#### [TASK REQUIREMENTS]
Check each line of the listing below for the string "this", and copy the ones that have it.

#### [INPUT RECORDS]
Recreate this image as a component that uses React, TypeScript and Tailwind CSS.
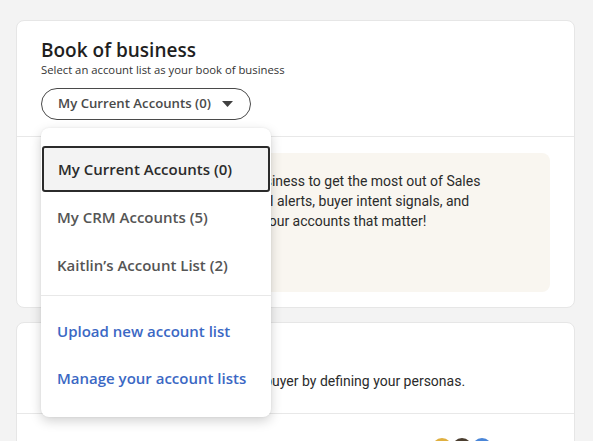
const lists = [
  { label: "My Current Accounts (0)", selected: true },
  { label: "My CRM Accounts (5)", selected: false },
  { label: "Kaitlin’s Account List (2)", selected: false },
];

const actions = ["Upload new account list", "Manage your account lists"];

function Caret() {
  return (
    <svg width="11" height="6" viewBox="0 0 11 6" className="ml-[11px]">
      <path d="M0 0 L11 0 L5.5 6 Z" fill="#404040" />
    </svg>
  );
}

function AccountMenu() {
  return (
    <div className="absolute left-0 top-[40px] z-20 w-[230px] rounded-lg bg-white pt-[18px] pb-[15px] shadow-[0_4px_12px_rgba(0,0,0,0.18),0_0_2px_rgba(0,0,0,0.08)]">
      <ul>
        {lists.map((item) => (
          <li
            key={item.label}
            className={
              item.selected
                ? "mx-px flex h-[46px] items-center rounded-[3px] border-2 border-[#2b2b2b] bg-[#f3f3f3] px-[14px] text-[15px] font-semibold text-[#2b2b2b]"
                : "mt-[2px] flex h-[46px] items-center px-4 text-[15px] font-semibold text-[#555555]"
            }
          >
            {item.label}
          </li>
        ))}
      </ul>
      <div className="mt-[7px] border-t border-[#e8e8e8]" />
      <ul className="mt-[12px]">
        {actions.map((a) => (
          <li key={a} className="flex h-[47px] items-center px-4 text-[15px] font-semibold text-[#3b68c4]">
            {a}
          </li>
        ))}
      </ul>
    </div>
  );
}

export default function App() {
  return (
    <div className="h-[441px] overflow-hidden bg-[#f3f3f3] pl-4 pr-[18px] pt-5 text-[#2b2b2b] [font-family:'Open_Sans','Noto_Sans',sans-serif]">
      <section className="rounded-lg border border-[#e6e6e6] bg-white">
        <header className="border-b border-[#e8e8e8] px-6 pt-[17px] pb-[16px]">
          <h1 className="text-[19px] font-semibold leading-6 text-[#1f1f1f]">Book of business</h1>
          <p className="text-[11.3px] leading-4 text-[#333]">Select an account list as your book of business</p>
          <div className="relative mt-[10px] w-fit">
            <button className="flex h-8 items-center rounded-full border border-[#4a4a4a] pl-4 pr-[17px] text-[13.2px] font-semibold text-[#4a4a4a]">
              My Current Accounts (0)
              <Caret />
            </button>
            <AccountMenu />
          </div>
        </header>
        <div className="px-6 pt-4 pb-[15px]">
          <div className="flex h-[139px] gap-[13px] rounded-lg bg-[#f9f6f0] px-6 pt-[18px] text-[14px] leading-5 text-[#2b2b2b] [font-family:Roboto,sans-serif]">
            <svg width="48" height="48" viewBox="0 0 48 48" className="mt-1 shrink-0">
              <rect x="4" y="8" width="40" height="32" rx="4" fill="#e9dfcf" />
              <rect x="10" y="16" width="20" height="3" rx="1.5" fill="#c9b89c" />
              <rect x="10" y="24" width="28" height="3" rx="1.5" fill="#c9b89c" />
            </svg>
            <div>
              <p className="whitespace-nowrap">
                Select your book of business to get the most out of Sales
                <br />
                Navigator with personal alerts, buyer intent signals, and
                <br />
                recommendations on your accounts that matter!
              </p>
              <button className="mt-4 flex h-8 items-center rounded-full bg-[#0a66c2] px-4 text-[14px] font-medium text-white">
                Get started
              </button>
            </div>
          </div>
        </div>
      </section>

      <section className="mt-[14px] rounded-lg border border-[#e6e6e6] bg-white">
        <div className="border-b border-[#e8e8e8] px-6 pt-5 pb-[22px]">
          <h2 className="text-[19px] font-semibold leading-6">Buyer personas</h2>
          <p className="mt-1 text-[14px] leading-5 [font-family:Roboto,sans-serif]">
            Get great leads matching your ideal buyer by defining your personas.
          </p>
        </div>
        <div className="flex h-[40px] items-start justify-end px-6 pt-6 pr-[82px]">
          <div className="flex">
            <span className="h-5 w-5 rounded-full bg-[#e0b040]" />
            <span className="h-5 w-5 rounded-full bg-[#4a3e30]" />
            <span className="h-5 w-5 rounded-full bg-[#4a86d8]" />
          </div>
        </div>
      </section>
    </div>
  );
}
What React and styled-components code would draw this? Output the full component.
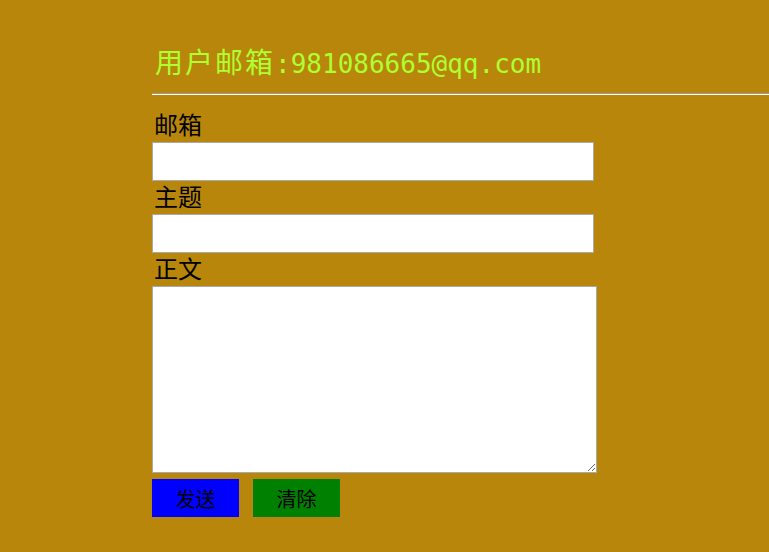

#### [EXERCISE RESULT]
Recreate this image as a component that uses React, TypeScript and Tailwind CSS.
What React and styled-components code would draw this? Output the full component.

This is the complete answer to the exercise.